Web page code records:
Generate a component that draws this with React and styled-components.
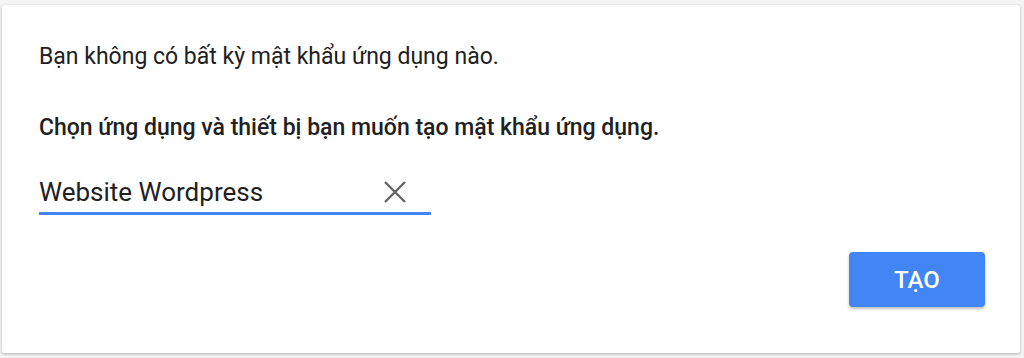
import React from "react";
import styled, { createGlobalStyle } from "styled-components";

const Global = createGlobalStyle`
  html, body { margin: 0; padding: 0; background: #f4f4f4; }
  body { font-family: Roboto, "Noto Sans", Arial, sans-serif; }
`;

const Page = styled.div`
  width: 1024px;
  height: 358px;
  padding: 5px 4px 5px 2px;
  box-sizing: border-box;
`;

const Card = styled.div`
  background: #fff;
  height: 348px;
  border-radius: 2px;
  box-shadow: 0 1px 3px rgba(0,0,0,0.28), 0 0 1px rgba(0,0,0,0.1);
  box-sizing: border-box;
  padding: 0 35px 0 37px;
  display: flex;
  flex-direction: column;
`;

const Text = styled.p`
  margin: 0;
  color: #212121;
  font-size: 23px;
  font-weight: ${(p) => (p.$bold ? 500 : 400)};
  line-height: 1;
  padding-top: ${(p) => p.$top}px;
`;

const Field = styled.div`
  margin-top: 40px;
  width: 392px;
  display: flex;
  align-items: center;
  justify-content: space-between;
  border-bottom: 3px solid #4285f4;
  padding-bottom: 7px;
`;

const FieldText = styled.span`
  font-size: 26px;
  color: #212121;
  line-height: 1;
`;

const Clear = styled.svg`
  width: 24px;
  height: 24px;
  margin-right: 24px;
`;

const Footer = styled.div`
  margin-top: 37px;
  display: flex;
  justify-content: flex-end;
`;

const Button = styled.button`
  width: 136px;
  height: 55px;
  border: none;
  border-radius: 4px;
  background: #4285f4;
  color: #fff;
  font-family: Roboto, sans-serif;
  font-size: 24px;
  font-weight: 500;
  box-shadow: 0 2px 3px rgba(0,0,0,0.25);
  cursor: pointer;
`;

export default function App() {
  return (
    <Page>
      <Global />
      <Card>
        <Text $top={40}>Bạn không có bất kỳ mật khẩu ứng dụng nào.</Text>
        <Text $bold $top={48}>Chọn ứng dụng và thiết bị bạn muốn tạo mật khẩu ứng dụng.</Text>
        <Field>
          <FieldText>Website Wordpress</FieldText>
          <Clear viewBox="0 0 24 24">
            <path d="M2 2 L22 22 M22 2 L2 22" stroke="#666" strokeWidth="2.4" fill="none" />
          </Clear>
        </Field>
        <Footer>
          <Button>TẠO</Button>
        </Footer>
      </Card>
    </Page>
  );
}
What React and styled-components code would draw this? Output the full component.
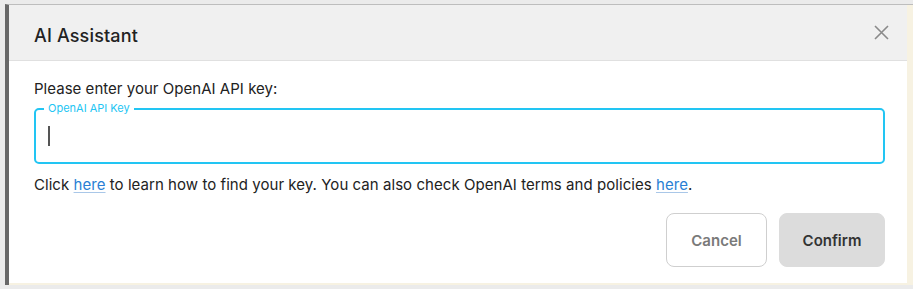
import React from "react";
import styled, { createGlobalStyle } from "styled-components";

const Global = createGlobalStyle`
  html, body { margin: 0; padding: 0; }
  body {
    background: #ebebeb;
    font-family: Inter, "Noto Sans", "Liberation Sans", sans-serif;
    width: 913px;
    height: 289px;
    overflow: hidden;
  }
`;

const Stage = styled.div`
  margin: 4px 0 0 5px;
  height: 278px;
  border-top: 1px solid #bdbdbd;
  border-left: 4px solid #686868;
  background: #f7f2e2;
  padding: 0 6px 2px 0;
  display: flex;
`;

const Dialog = styled.div`
  flex: 1;
  background: #ffffff;
  display: flex;
  flex-direction: column;
`;

const Header = styled.div`
  height: 56px;
  background: #f0f0f0;
  border-bottom: 1px solid #e0e0e0;
  display: flex;
  align-items: center;
  justify-content: space-between;
  padding: 0 18px 0 25px;
`;

const Title = styled.h2`
  margin: 5px 0 0;
  font-size: 18px;
  font-weight: 500;
  color: #222;
  letter-spacing: 0.15px;
`;

const CloseButton = styled.button`
  border: none;
  background: none;
  padding: 0;
  width: 16px;
  height: 16px;
  display: flex;
  align-items: center;
  justify-content: center;
  cursor: pointer;
`;

const Body = styled.div`
  padding: 18px 22px 16px 25px;
  display: flex;
  flex-direction: column;
`;

const Prompt = styled.p`
  margin: 0;
  font-size: 15px;
  line-height: 20px;
  color: #222;
  letter-spacing: 0.03px;
`;

const Field = styled.div`
  position: relative;
  margin-top: 9px;
  height: 52px;
  border: 2px solid #22c5f3;
  border-radius: 5px;
  display: flex;
  align-items: center;
  padding: 0 12px;
`;

const FieldLabel = styled.span`
  position: absolute;
  top: -8px;
  left: 8px;
  padding: 0 4px;
  background: #fff;
  font-size: 11px;
  line-height: 13px;
  color: #22c5f3;
`;

const Caret = styled.span`
  display: block;
  width: 1.5px;
  height: 20px;
  background: #555;
`;

const Help = styled.p`
  margin: 11px 0 0;
  font-size: 15px;
  line-height: 20px;
  color: #222;
  letter-spacing: 0.05px;
`;

const Link = styled.a`
  color: #2a7fd4;
  text-decoration: underline;
  text-decoration-color: #a9c7e8;
  text-underline-offset: 2px;
`;

const Actions = styled.div`
  margin-top: 18px;
  display: flex;
  justify-content: flex-end;
  gap: 12px;
`;

const Button = styled.button`
  height: 54px;
  width: ${(p) => p.$width}px;
  padding: 0;
  border-radius: 8px;
  font-family: inherit;
  font-size: 15px;
  font-weight: 600;
  border: 1px solid ${(p) => (p.$primary ? "#dcdcdc" : "#cfcfcf")};
  background: ${(p) => (p.$primary ? "#dcdcdc" : "#ffffff")};
  color: ${(p) => (p.$primary ? "#333" : "#7a7a7a")};
  cursor: pointer;
`;

export default function App() {
  return (
    <>
      <Global />
      <Stage>
        <Dialog>
          <Header>
            <Title>AI Assistant</Title>
            <CloseButton aria-label="Close">
              <svg width="15" height="15" viewBox="0 0 15 15">
                <path d="M1 1 L14 14 M14 1 L1 14" stroke="#8a8a8a" strokeWidth="1.6" fill="none" />
              </svg>
            </CloseButton>
          </Header>
          <Body>
            <Prompt>Please enter your OpenAI API key:</Prompt>
            <Field>
              <FieldLabel>OpenAI API Key</FieldLabel>
              <Caret />
            </Field>
            <Help>
              Click <Link href="#">here</Link> to learn how to find your key. You can also check OpenAI terms and policies <Link href="#">here</Link>.
            </Help>
            <Actions>
              <Button $width={101}>Cancel</Button>
              <Button $primary $width={106}>Confirm</Button>
            </Actions>
          </Body>
        </Dialog>
      </Stage>
    </>
  );
}
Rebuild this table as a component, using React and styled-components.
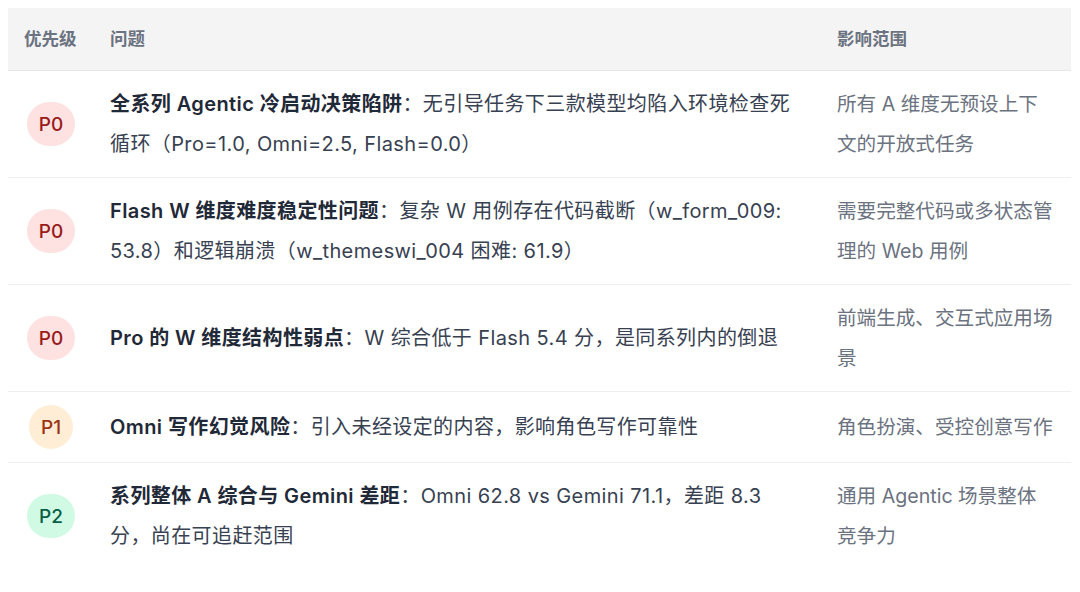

• What is required: Restate the full listing verbatim and drop every picture.

• The solution:
Generate a component that draws this with React and styled-components.
import React from "react";
import styled, { createGlobalStyle } from "styled-components";

const Global = createGlobalStyle`
  html, body { margin: 0; padding: 0; background: #f4f4f4; }
  body { font-family: Roboto, "Noto Sans", Arial, sans-serif; }
`;

const Page = styled.div`
  width: 1024px;
  height: 358px;
  padding: 5px 4px 5px 2px;
  box-sizing: border-box;
`;

const Card = styled.div`
  background: #fff;
  height: 348px;
  border-radius: 2px;
  box-shadow: 0 1px 3px rgba(0,0,0,0.28), 0 0 1px rgba(0,0,0,0.1);
  box-sizing: border-box;
  padding: 0 35px 0 37px;
  display: flex;
  flex-direction: column;
`;

const Text = styled.p`
  margin: 0;
  color: #212121;
  font-size: 23px;
  font-weight: ${(p) => (p.$bold ? 500 : 400)};
  line-height: 1;
  padding-top: ${(p) => p.$top}px;
`;

const Field = styled.div`
  margin-top: 40px;
  width: 392px;
  display: flex;
  align-items: center;
  justify-content: space-between;
  border-bottom: 3px solid #4285f4;
  padding-bottom: 7px;
`;

const FieldText = styled.span`
  font-size: 26px;
  color: #212121;
  line-height: 1;
`;

const Clear = styled.svg`
  width: 24px;
  height: 24px;
  margin-right: 24px;
`;

const Footer = styled.div`
  margin-top: 37px;
  display: flex;
  justify-content: flex-end;
`;

const Button = styled.button`
  width: 136px;
  height: 55px;
  border: none;
  border-radius: 4px;
  background: #4285f4;
  color: #fff;
  font-family: Roboto, sans-serif;
  font-size: 24px;
  font-weight: 500;
  box-shadow: 0 2px 3px rgba(0,0,0,0.25);
  cursor: pointer;
`;

export default function App() {
  return (
    <Page>
      <Global />
      <Card>
        <Text $top={40}>Bạn không có bất kỳ mật khẩu ứng dụng nào.</Text>
        <Text $bold $top={48}>Chọn ứng dụng và thiết bị bạn muốn tạo mật khẩu ứng dụng.</Text>
        <Field>
          <FieldText>Website Wordpress</FieldText>
          <Clear viewBox="0 0 24 24">
            <path d="M2 2 L22 22 M22 2 L2 22" stroke="#666" strokeWidth="2.4" fill="none" />
          </Clear>
        </Field>
        <Footer>
          <Button>TẠO</Button>
        </Footer>
      </Card>
    </Page>
  );
}
What React and styled-components code would draw this? Output the full component.
import React from "react";
import styled, { createGlobalStyle } from "styled-components";

const Global = createGlobalStyle`
  html, body { margin: 0; padding: 0; }
  body {
    background: #ebebeb;
    font-family: Inter, "Noto Sans", "Liberation Sans", sans-serif;
    width: 913px;
    height: 289px;
    overflow: hidden;
  }
`;

const Stage = styled.div`
  margin: 4px 0 0 5px;
  height: 278px;
  border-top: 1px solid #bdbdbd;
  border-left: 4px solid #686868;
  background: #f7f2e2;
  padding: 0 6px 2px 0;
  display: flex;
`;

const Dialog = styled.div`
  flex: 1;
  background: #ffffff;
  display: flex;
  flex-direction: column;
`;

const Header = styled.div`
  height: 56px;
  background: #f0f0f0;
  border-bottom: 1px solid #e0e0e0;
  display: flex;
  align-items: center;
  justify-content: space-between;
  padding: 0 18px 0 25px;
`;

const Title = styled.h2`
  margin: 5px 0 0;
  font-size: 18px;
  font-weight: 500;
  color: #222;
  letter-spacing: 0.15px;
`;

const CloseButton = styled.button`
  border: none;
  background: none;
  padding: 0;
  width: 16px;
  height: 16px;
  display: flex;
  align-items: center;
  justify-content: center;
  cursor: pointer;
`;

const Body = styled.div`
  padding: 18px 22px 16px 25px;
  display: flex;
  flex-direction: column;
`;

const Prompt = styled.p`
  margin: 0;
  font-size: 15px;
  line-height: 20px;
  color: #222;
  letter-spacing: 0.03px;
`;

const Field = styled.div`
  position: relative;
  margin-top: 9px;
  height: 52px;
  border: 2px solid #22c5f3;
  border-radius: 5px;
  display: flex;
  align-items: center;
  padding: 0 12px;
`;

const FieldLabel = styled.span`
  position: absolute;
  top: -8px;
  left: 8px;
  padding: 0 4px;
  background: #fff;
  font-size: 11px;
  line-height: 13px;
  color: #22c5f3;
`;

const Caret = styled.span`
  display: block;
  width: 1.5px;
  height: 20px;
  background: #555;
`;

const Help = styled.p`
  margin: 11px 0 0;
  font-size: 15px;
  line-height: 20px;
  color: #222;
  letter-spacing: 0.05px;
`;

const Link = styled.a`
  color: #2a7fd4;
  text-decoration: underline;
  text-decoration-color: #a9c7e8;
  text-underline-offset: 2px;
`;

const Actions = styled.div`
  margin-top: 18px;
  display: flex;
  justify-content: flex-end;
  gap: 12px;
`;

const Button = styled.button`
  height: 54px;
  width: ${(p) => p.$width}px;
  padding: 0;
  border-radius: 8px;
  font-family: inherit;
  font-size: 15px;
  font-weight: 600;
  border: 1px solid ${(p) => (p.$primary ? "#dcdcdc" : "#cfcfcf")};
  background: ${(p) => (p.$primary ? "#dcdcdc" : "#ffffff")};
  color: ${(p) => (p.$primary ? "#333" : "#7a7a7a")};
  cursor: pointer;
`;

export default function App() {
  return (
    <>
      <Global />
      <Stage>
        <Dialog>
          <Header>
            <Title>AI Assistant</Title>
            <CloseButton aria-label="Close">
              <svg width="15" height="15" viewBox="0 0 15 15">
                <path d="M1 1 L14 14 M14 1 L1 14" stroke="#8a8a8a" strokeWidth="1.6" fill="none" />
              </svg>
            </CloseButton>
          </Header>
          <Body>
            <Prompt>Please enter your OpenAI API key:</Prompt>
            <Field>
              <FieldLabel>OpenAI API Key</FieldLabel>
              <Caret />
            </Field>
            <Help>
              Click <Link href="#">here</Link> to learn how to find your key. You can also check OpenAI terms and policies <Link href="#">here</Link>.
            </Help>
            <Actions>
              <Button $width={101}>Cancel</Button>
              <Button $primary $width={106}>Confirm</Button>
            </Actions>
          </Body>
        </Dialog>
      </Stage>
    </>
  );
}
Rebuild this table as a component, using React and styled-components.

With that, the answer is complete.